Equally important was the work of Ingo and his group in the area of algorithms for and complexity of branching programs and Binary Decision Diagrams. Ingo thoroughly studied this fundamental method for representing Boolean functions, interesting as an object of theoretical study and eminently useful in practice. He posed many important and ultimately fruitful questions, and introduced several important variants of the basic OBDD model. He furthered the accessibility of this area to researchers all over the world by writing the monograph "Branching Programs and Binary Decision Diagrams - Theory and Applications", guiding the reader to the edge of current research. Before coming to Dortmund in 1987, Ingo had already finished his first influential monograph, "The Complexity of Boolean Functions" - a must on the bookshelf of every complexity theorist of that time. This book was based on his experience in the area of circuit and branching program complexity, to which he contributed several important results. Before that period, he did successful research in the area of "search problems", a topic that he revisited in his later work on search heuristics. How he, in addition to these achievements, found the time to do research on algorithms and data structures, like bottom-up heap sort, or knight's tours on chessboards, is anyones guess.

Besides and beyond his scientific achievements, Ingo was a gifted and devoted teacher who managed to fascinate his students in an astounding way. His lectures covered all aspects of Efficient Algorithms and Complexity Theory, ranging from second-year algorithms classes over "Formal Languages, Computability, and Complexity" through advanced graduate courses to very specialized research-related topics. Ingo's lectures were extremely well prepared, many of them accompanied by lecture notes - not written by scribes on-the-fly, but by himself before the semester started. When he delivered his lectures, complicated thoughts came across very light-handedly. He made them very easy to grasp, never frustratingly difficult. Even his very tough mandatory classes were popular among the students. Ingo was the only professor at TU Dortmund who won the University Price for Excellence in Teaching twice. (The students nominate the prize winner.) He wrote several attractive textbooks for undergraduate students, and he was a devoted advisor for the students who wrote their diploma theses under his guidance (there were more than 130 of them). His enthusiastic manner also made him an ideal mentor for his many PhD students.

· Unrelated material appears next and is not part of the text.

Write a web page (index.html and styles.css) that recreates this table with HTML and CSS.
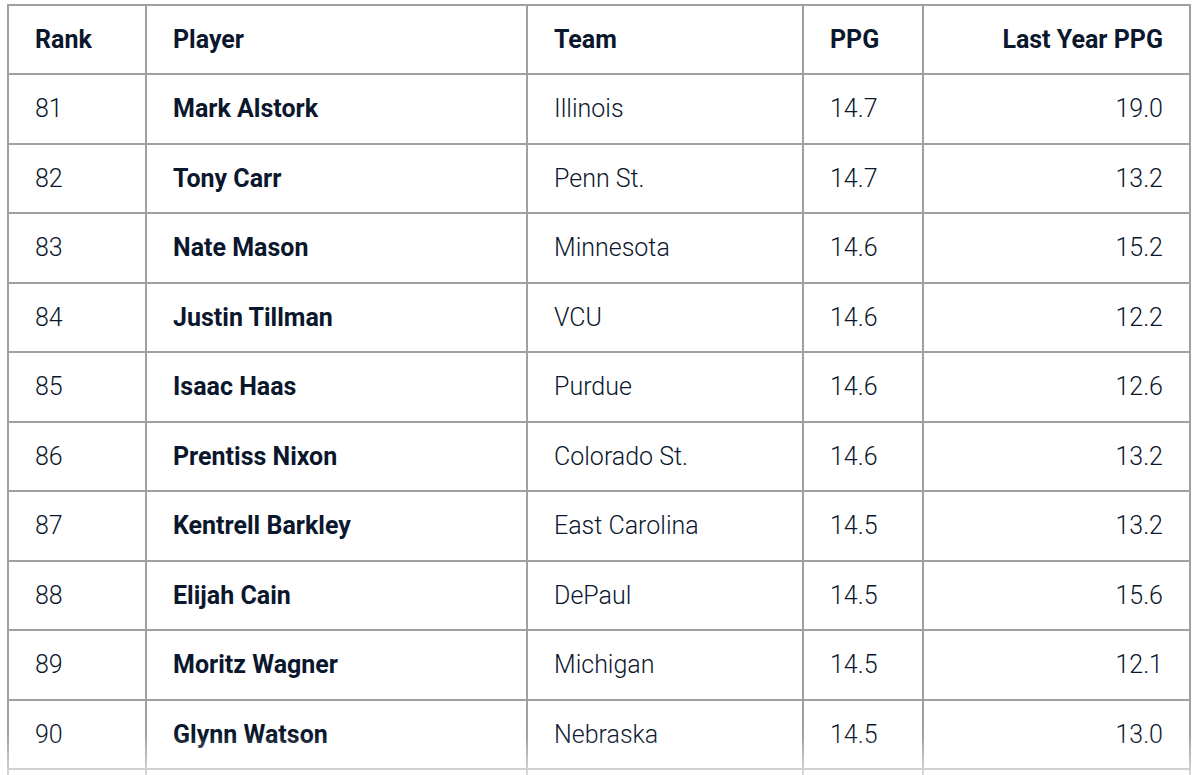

For his scientific achievements Ingo was awarded the Konrad-Zuse-Medaille in 2006, the most prestigious German computer science award. He was a member of some of the most important Academies in Germany, notably the German Academy of Sciences Leopoldina. In 2004 he was appointed to the German Council of Science and Humanities (the most important scientific advisory committee to the German government), a great honor and also a source for a lot of work that he applied himself to with great enthusiasm. His advice was valued both within his university - he was a long time member of the academic senate - and in the several steering committees of important German Computer Science endeavors, like the scientific directorate of Schloss Dagstuhl, in which he participated. On a European level, starting 2005, he was a member of the Council of the EATCS.

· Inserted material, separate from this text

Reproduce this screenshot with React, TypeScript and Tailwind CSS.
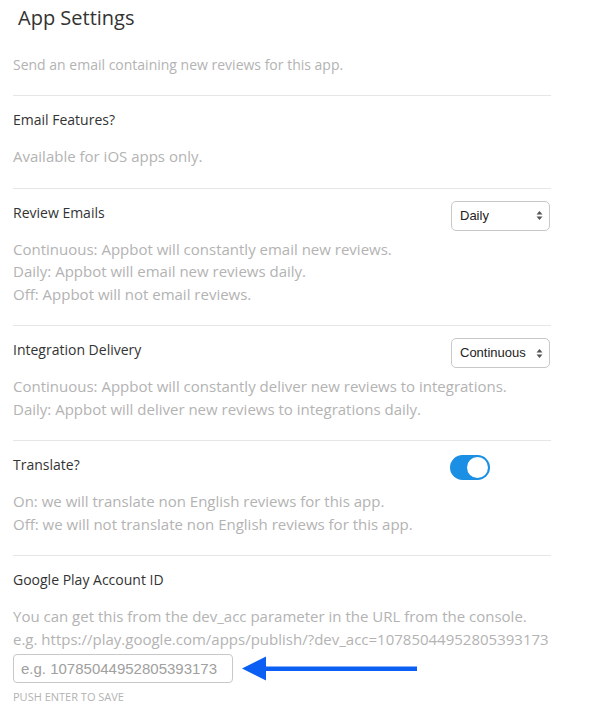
import React from 'react';

const SelectBox: React.FC<{ value: string }> = ({ value }) => (
  <div className="h-[30px] w-[99px] rounded-[5px] border border-[#c8c8c8] bg-white flex items-center justify-between pl-[8px] pr-[6px] font-['Liberation_Sans',Arial,sans-serif] text-[13px] text-[#222]">
    <span>{value}</span>
    <svg width="7" height="11" viewBox="0 0 7 11">
      <path d="M3.5 1 L6.5 4.5 L0.5 4.5 Z" fill="#555" />
      <path d="M3.5 10 L6.5 6.5 L0.5 6.5 Z" fill="#555" />
    </svg>
  </div>
);

const Toggle: React.FC = () => (
  <div className="w-[40px] h-[25px] rounded-full bg-[#1a8fe3] flex items-center justify-end pr-[2px]">
    <div className="w-[21px] h-[21px] rounded-full bg-white" />
  </div>
);

const Section: React.FC<{ label: string; right?: React.ReactNode; children: React.ReactNode }> = ({ label, right, children }) => (
  <div className="border-t border-[#e6e6e6] pt-[12px] pb-[20px]">
    <div className="h-[30px] flex items-start justify-between">
      <p className="text-[14px] leading-[23px] text-[#333]">{label}</p>
      {right && <div className="mr-[1px]">{right}</div>}
    </div>
    <div className="mt-[7px] text-[15px] leading-[22.5px] text-[#b3b3b3] whitespace-nowrap">{children}</div>
  </div>
);

export default function App() {
  return (
    <div className="w-[598px] h-[714px] bg-white overflow-hidden font-['Open_Sans',sans-serif]">
      <div className="ml-[13px] w-[538px]">
        <h1 className="pl-[5px] pt-[3px] text-[20px] leading-[29px] text-[#333]">App Settings</h1>
        <p className="mt-[21px] pb-[19px] text-[14px] leading-[23px] text-[#b3b3b3]">
          Send an email containing new reviews for this app.
        </p>

        <Section label="Email Features?">
          <p>Available for iOS apps only.</p>
        </Section>

        <Section label="Review Emails" right={<SelectBox value="Daily" />}>
          <p>Continuous: Appbot will constantly email new reviews.</p>
          <p>Daily: Appbot will email new reviews daily.</p>
          <p>Off: Appbot will not email reviews.</p>
        </Section>

        <Section label="Integration Delivery" right={<SelectBox value="Continuous" />}>
          <p>Continuous: Appbot will constantly deliver new reviews to integrations.</p>
          <p>Daily: Appbot will deliver new reviews to integrations daily.</p>
        </Section>

        <Section label="Translate?" right={<div className="mt-[2px] mr-[60px]"><Toggle /></div>}>
          <p>On: we will translate non English reviews for this app.</p>
          <p>Off: we will not translate non English reviews for this app.</p>
        </Section>

        <div className="border-t border-[#e6e6e6] pt-[12px]">
          <div className="h-[30px]">
            <p className="text-[14px] leading-[23px] text-[#333]">Google Play Account ID</p>
          </div>
          <div className="mt-[7px] text-[15px] leading-[22.5px] text-[#b3b3b3] whitespace-nowrap">
            <p>You can get this from the dev_acc parameter in the URL from the console.</p>
            <p>e.g. https://play.google.com/apps/publish/?dev_acc=10785044952805393173</p>
          </div>
          <div className="mt-[4px] flex items-center">
            <input
              className="w-[220px] h-[29px] rounded-[4px] border border-[#c8c8c8] px-[7px] font-['Liberation_Sans',Arial,sans-serif] text-[15px] text-[#333] placeholder:text-[#a0a0a0] outline-none"
              placeholder="e.g. 10785044952805393173"
            />
            <svg className="ml-[9px]" width="176" height="26" viewBox="0 0 176 26">
              <path d="M0 12.5 L24 0.5 L24 24.5 Z" fill="#0b5ff2" />
              <rect x="22" y="10.5" width="153" height="4.5" fill="#0b5ff2" />
            </svg>
          </div>
          <p className="mt-[6px] text-[11px] leading-[15px] uppercase text-[#b3b3b3]">Push enter to save</p>
        </div>
      </div>
    </div>
  );
}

The basis of all these formally acknowledgeable and countable achievements was the fact that Ingo was simply as devoted a scientist as he was a teacher. He could not help but search for new questions to answer. Dealing with him was pleasurable, because of his calm and pragmatic way of approaching issues, and because of his open and friendly manner. Ingo will be missed by many - students, colleagues, and friends - and for quite a few students and colleagues he was a friend and an important source of thoughtful advice over the years. But he will also live on - in the results of his work, but also in the minds of all those who had the fortune to work with him.